Written instruction → Pick out every line holding the string "React" and copy it.

Raw data →
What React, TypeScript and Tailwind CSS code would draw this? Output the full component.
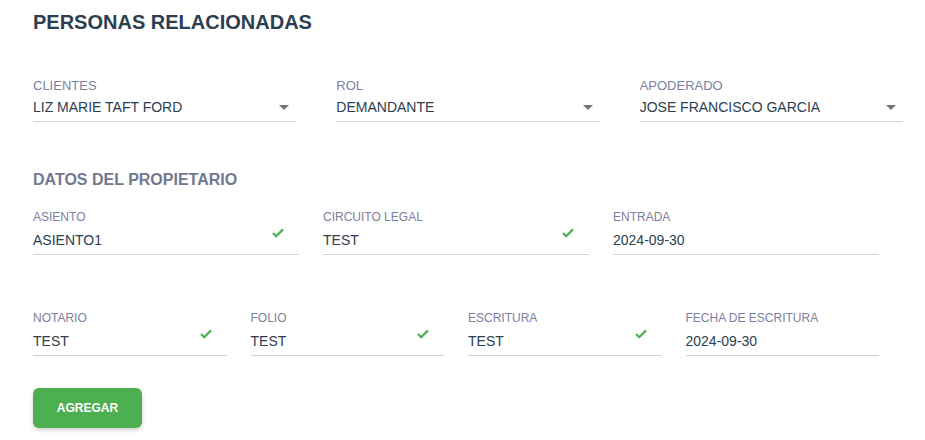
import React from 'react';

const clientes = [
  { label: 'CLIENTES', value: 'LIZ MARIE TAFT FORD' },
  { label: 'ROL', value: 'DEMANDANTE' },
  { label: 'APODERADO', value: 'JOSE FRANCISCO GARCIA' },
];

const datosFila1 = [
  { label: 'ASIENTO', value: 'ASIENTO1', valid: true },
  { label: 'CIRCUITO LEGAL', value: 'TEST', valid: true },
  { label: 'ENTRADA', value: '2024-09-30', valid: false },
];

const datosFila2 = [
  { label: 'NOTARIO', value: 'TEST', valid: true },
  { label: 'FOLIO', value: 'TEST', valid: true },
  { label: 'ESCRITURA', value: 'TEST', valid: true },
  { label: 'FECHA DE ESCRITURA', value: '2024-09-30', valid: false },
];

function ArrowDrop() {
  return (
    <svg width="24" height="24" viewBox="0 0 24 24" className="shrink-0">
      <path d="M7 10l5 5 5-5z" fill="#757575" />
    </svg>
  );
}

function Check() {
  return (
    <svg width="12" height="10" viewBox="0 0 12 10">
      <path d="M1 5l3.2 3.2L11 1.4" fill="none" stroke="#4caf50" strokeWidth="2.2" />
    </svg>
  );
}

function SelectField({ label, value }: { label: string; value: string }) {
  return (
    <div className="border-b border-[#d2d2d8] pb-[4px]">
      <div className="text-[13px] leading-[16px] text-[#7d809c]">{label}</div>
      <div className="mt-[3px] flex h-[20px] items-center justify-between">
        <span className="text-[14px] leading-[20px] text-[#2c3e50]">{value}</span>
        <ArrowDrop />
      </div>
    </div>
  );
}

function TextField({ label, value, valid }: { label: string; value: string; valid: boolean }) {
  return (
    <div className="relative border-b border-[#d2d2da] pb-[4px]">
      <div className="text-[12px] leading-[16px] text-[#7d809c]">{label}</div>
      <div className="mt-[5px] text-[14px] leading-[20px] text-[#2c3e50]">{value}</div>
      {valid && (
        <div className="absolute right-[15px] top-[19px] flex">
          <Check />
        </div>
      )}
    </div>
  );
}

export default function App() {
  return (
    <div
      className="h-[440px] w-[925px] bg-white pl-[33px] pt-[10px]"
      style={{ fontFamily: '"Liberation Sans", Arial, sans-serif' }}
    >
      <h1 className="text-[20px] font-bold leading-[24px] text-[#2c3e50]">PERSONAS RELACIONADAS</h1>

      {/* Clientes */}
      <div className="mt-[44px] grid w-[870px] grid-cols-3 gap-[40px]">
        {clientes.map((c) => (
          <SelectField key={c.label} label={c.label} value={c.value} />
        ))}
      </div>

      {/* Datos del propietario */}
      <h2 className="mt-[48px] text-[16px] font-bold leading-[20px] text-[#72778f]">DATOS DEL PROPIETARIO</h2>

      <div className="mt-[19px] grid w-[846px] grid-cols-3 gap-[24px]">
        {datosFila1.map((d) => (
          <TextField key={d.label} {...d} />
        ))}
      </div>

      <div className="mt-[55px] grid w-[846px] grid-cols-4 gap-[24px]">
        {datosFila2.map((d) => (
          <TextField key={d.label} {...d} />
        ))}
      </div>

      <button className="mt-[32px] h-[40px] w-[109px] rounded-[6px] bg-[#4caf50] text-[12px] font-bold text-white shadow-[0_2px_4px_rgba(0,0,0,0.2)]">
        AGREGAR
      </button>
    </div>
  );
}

Solution for this task →
What React, TypeScript and Tailwind CSS code would draw this? Output the full component.
import React from 'react';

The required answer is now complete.